PostgreSQL Performance Triage Runbook | MonPG Docs

Use this when PostgreSQL is slow and the cause is not obvious

The goal of the first 15 minutes is to classify the incident before changing settings. Is the database executing expensive SQL, waiting on locks, waiting on I/O, blocked by old transactions, spilling to temp files, or simply overloaded with connections?

Take a snapshot first. Do not reset stats, restart services, or cancel random sessions until you know what evidence you are about to destroy.

Step 1: Count active work and waits

SELECT
  state,
  wait_event_type,
  wait_event,
  count(*) AS sessions
FROM pg_stat_activity
WHERE pid <> pg_backend_pid()
GROUP BY 1, 2, 3
ORDER BY sessions DESC;

If most sessions are waiting on locks, find blockers. If most are waiting on clients, check application consumption and network.
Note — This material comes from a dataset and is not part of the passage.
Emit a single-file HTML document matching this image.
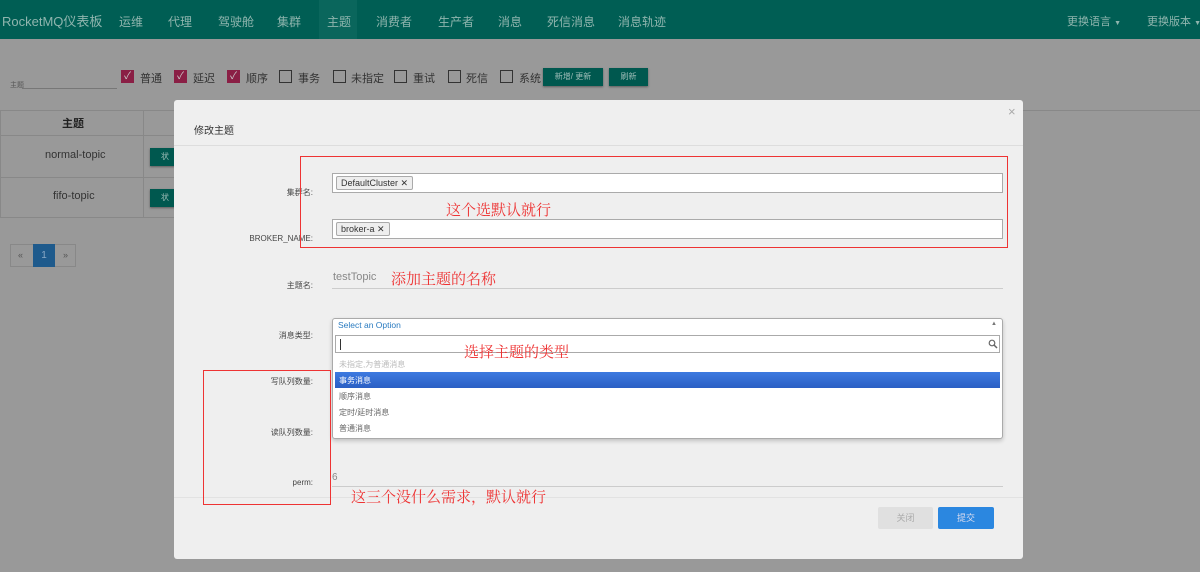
<!DOCTYPE html>
<html><head><meta charset="utf-8"><style>
*{box-sizing:border-box;margin:0;padding:0}
body{width:1200px;height:572px;overflow:hidden;background:#999;font-family:"Liberation Sans","Noto Sans CJK SC",sans-serif;position:relative;color:#333}
.abs{position:absolute}
.nav{left:0;top:0;width:1200px;height:39px;background:#005e54;color:#8fb5ae;font-size:12px}
.nav span{position:absolute;top:13px;white-space:nowrap}
.cb{position:absolute;top:70px;width:13px;height:13px;border:1px solid #333}
.cb.on{background:#8a1f45;border-color:#8a1f45;color:#ccc;font-size:10px;line-height:11px;text-align:center}
.lbl{position:absolute;top:70px;font-size:11px;color:#333}
.tbtn{position:absolute;background:#00584f;color:#9fbdb8;font-size:8px;text-align:center;line-height:18px;height:18px;box-shadow:0 1px 2px rgba(0,0,0,.4)}
.modal{left:174px;top:100px;width:849px;height:459px;background:#efefef;border-radius:3px}
.fl{position:absolute;font-size:8px;color:#444;text-align:right;right:0;width:200px}
.inp{position:absolute;left:332px;width:671px;height:20px;background:#fff;border:1px solid #aaa}
.tag{position:absolute;left:3px;top:2px;height:14px;border:1px solid #aaa;border-radius:2px;background:#eee;font-size:9px;line-height:12px;padding:0 4px;color:#333}
.red{position:absolute;border:1.5px solid #e33;}
.ann{position:absolute;color:#e33;font-size:15px;font-family:"Liberation Serif","Noto Serif CJK SC",serif}
.opt{position:absolute;left:339px;font-size:8px;color:#666}
</style></head><body>
<div class="abs nav">
<span style="left:2px;top:11px;font-size:13px">RocketMQ仪表板</span>
<div class="abs" style="left:319px;top:0;width:38px;height:39px;background:#0a665c"></div>
<span style="left:119px">运维</span><span style="left:168px">代理</span><span style="left:218px">驾驶舱</span><span style="left:277px">集群</span><span style="left:327px">主题</span><span style="left:376px">消费者</span><span style="left:438px">生产者</span><span style="left:498px">消息</span><span style="left:547px">死信消息</span><span style="left:618px">消息轨迹</span>
<span style="left:1067px;font-size:11px">更换语言 <small style="font-size:7px">▼</small></span><span style="left:1147px;font-size:11px">更换版本 <small style="font-size:7px">▼</small></span>
</div>
<div class="abs" style="left:10px;top:80px;font-size:7px;color:#555">主题</div>
<div class="abs" style="left:22px;top:88px;width:95px;border-top:1px solid #777"></div>
<div class="cb on" style="left:121px">✓</div><div class="lbl" style="left:140px">普通</div>
<div class="cb on" style="left:174px">✓</div><div class="lbl" style="left:193px">延迟</div>
<div class="cb on" style="left:227px">✓</div><div class="lbl" style="left:246px">顺序</div>
<div class="cb" style="left:279px"></div><div class="lbl" style="left:298px">事务</div>
<div class="cb" style="left:333px"></div><div class="lbl" style="left:351px">未指定</div>
<div class="cb" style="left:394px"></div><div class="lbl" style="left:413px">重试</div>
<div class="cb" style="left:448px"></div><div class="lbl" style="left:466px">死信</div>
<div class="cb" style="left:500px"></div><div class="lbl" style="left:519px">系统</div>
<div class="tbtn" style="left:543px;top:68px;width:60px">新增/ 更新</div>
<div class="tbtn" style="left:609px;top:68px;width:39px">刷新</div>
<div class="abs" style="left:0;top:110px;width:1200px;height:108px;border-top:1px solid #888"></div>
<div class="abs" style="left:0;top:110px;width:175px;height:108px;border:1px solid #888;border-right:none"></div>
<div class="abs" style="left:0;top:135px;width:175px;border-top:1px solid #888"></div>
<div class="abs" style="left:0;top:177px;width:175px;border-top:1px solid #888"></div>
<div class="abs" style="left:143px;top:110px;height:108px;border-left:1px solid #888"></div>
<div class="abs" style="left:62px;top:115px;font-size:11px;font-weight:bold;color:#222">主题</div>
<div class="abs" style="left:45px;top:149px;font-size:11px;color:#333">normal-topic</div>
<div class="abs" style="left:53px;top:190px;font-size:11px;color:#333">fifo-topic</div>
<div class="tbtn" style="left:150px;top:148px;width:30px">状</div>
<div class="tbtn" style="left:150px;top:189px;width:30px">状</div>
<div class="abs" style="left:10px;top:244px;width:66px;height:23px;border:1px solid #888;font-size:9px;color:#555">
<span class="abs" style="left:7px;top:5px">«</span><span class="abs" style="left:22px;top:-1px;width:22px;height:23px;background:#1e5a8c;color:#8aa8c6;text-align:center;line-height:23px;font-size:10px">1</span><span class="abs" style="left:52px;top:5px">»</span></div>

<div class="abs modal"></div>
<div class="abs" style="left:194px;top:122px;font-size:10px;color:#333">修改主题</div>
<div class="abs" style="left:1008px;top:104px;font-size:13px;color:#aaa">×</div>
<div class="abs" style="left:174px;top:145px;width:849px;border-top:1px solid #ddd"></div>
<div class="fl" style="right:887px;top:187px">集群名:</div>
<div class="inp" style="top:173px"><div class="tag">DefaultCluster ✕</div></div>
<div class="fl" style="right:887px;top:234px">BROKER_NAME:</div>
<div class="inp" style="top:219px"><div class="tag">broker-a ✕</div></div>
<div class="fl" style="right:887px;top:280px">主题名:</div>
<div class="abs" style="left:333px;top:271px;font-size:11px;color:#888">testTopic</div>
<div class="abs" style="left:332px;top:288px;width:671px;border-top:1px solid #ccc"></div>
<div class="fl" style="right:887px;top:330px">消息类型:</div>
<div class="abs" style="left:332px;top:318px;width:671px;height:121px;background:#fff;border:1px solid #aaa;border-radius:3px;box-shadow:0 2px 4px rgba(0,0,0,.2)"></div>
<div class="abs" style="left:338px;top:320px;font-size:8.5px;color:#2a7bc0">Select an Option</div>
<div class="abs" style="left:991px;top:321px;font-size:6px;color:#777">▲</div>
<div class="abs" style="left:335px;top:335px;width:665px;height:18px;border:1px solid #aaa;background:#fff"><div class="abs" style="left:4px;top:3px;height:11px;border-left:1px solid #333"></div><svg class="abs" style="left:652px;top:3px" width="10" height="10" viewBox="0 0 10 10"><circle cx="4" cy="4" r="2.8" fill="none" stroke="#666" stroke-width="1.2"/><path d="M6 6L9 9" stroke="#666" stroke-width="1.5"/></svg></div>
<div class="opt" style="top:359px;color:#bbb">未指定,为普通消息</div>
<div class="abs" style="left:335px;top:372px;width:665px;height:16px;background:linear-gradient(#3d7ae0,#2a5fc4)"></div>
<div class="opt" style="top:375px;color:#fff">事务消息</div>
<div class="opt" style="top:391px">顺序消息</div>
<div class="opt" style="top:407px">定时/延时消息</div>
<div class="opt" style="top:423px">普通消息</div>
<div class="fl" style="right:887px;top:376px">写队列数量:</div>
<div class="fl" style="right:887px;top:427px">读队列数量:</div>
<div class="fl" style="right:887px;top:478px">perm:</div>
<div class="abs" style="left:332px;top:472px;font-size:10px;color:#888">6</div>
<div class="abs" style="left:332px;top:486px;width:671px;border-top:1px solid #ccc"></div>
<div class="abs" style="left:174px;top:497px;width:849px;border-top:1px solid #e2e2e2"></div>
<div class="abs" style="left:878px;top:507px;width:55px;height:22px;background:#e0e0e0;color:#aaa;font-size:9px;text-align:center;line-height:22px;border-radius:2px">关闭</div>
<div class="abs" style="left:938px;top:507px;width:56px;height:22px;background:#2b87e0;color:#dde;font-size:9px;text-align:center;line-height:22px;border-radius:2px">提交</div>
<div class="red" style="left:300px;top:156px;width:708px;height:92px"></div>
<div class="red" style="left:203px;top:370px;width:128px;height:135px"></div>
<div class="ann" style="left:446px;top:199px">这个选默认就行</div>
<div class="ann" style="left:391px;top:268px">添加主题的名称</div>
<div class="ann" style="left:464px;top:341px">选择主题的类型</div>
<div class="ann" style="left:351px;top:486px">这三个没什么需求，默认就行</div>
</body></html>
If most are active with high CPU, move to query workload analysis.

Step 2: Find old transactions

SELECT
  pid,
  state,
  now() - xact_start AS xact_age,
  now() - query_start AS query_age,
  wait_event_type,
  wait_event,
  left(query, 180) AS query_sample
FROM pg_stat_activity
WHERE xact_start IS NOT NULL
ORDER BY xact_start
LIMIT 20;

Old transactions can hold locks and prevent vacuum cleanup. An idle transaction may look harmless while keeping dead rows alive for everyone else.

Step 3: Rank query pain by impact

SELECT
  queryid,
  calls,
  round(total_exec_time::numeric, 2) AS total_ms,
  round(mean_exec_time::numeric, 2) AS mean_ms,
  round(stddev_exec_time::numeric, 2) AS stddev_ms,
  shared_blks_read,
  temp_blks_written,
  left(query, 180) AS query_sample
FROM pg_stat_statements
ORDER BY total_exec_time DESC
LIMIT 20;

Sort by total time first. A query that runs constantly can be more important than a single dramatic slow query.

Step 4: Check maintenance pressure

SELECT
  relname,
  n_live_tup,
  n_dead_tup,
  last_autovacuum,
  last_autoanalyze
FROM pg_stat_user_tables
ORDER BY n_dead_tup DESC
LIMIT 20;

High dead tuples, stale analyze timestamps, and old transactions often explain plan regressions and table scans that appeared suddenly.

Choose one intervention

Cancel a verified blocker if lock waits are the failure mode.
Pause a batch job if write or I/O pressure is causing the incident.
Run ANALYZE if stale statistics explain bad plans.
Add or test an index only after EXPLAIN confirms the missing access path.
Raise memory only for the session or role that needs it, not globally during panic.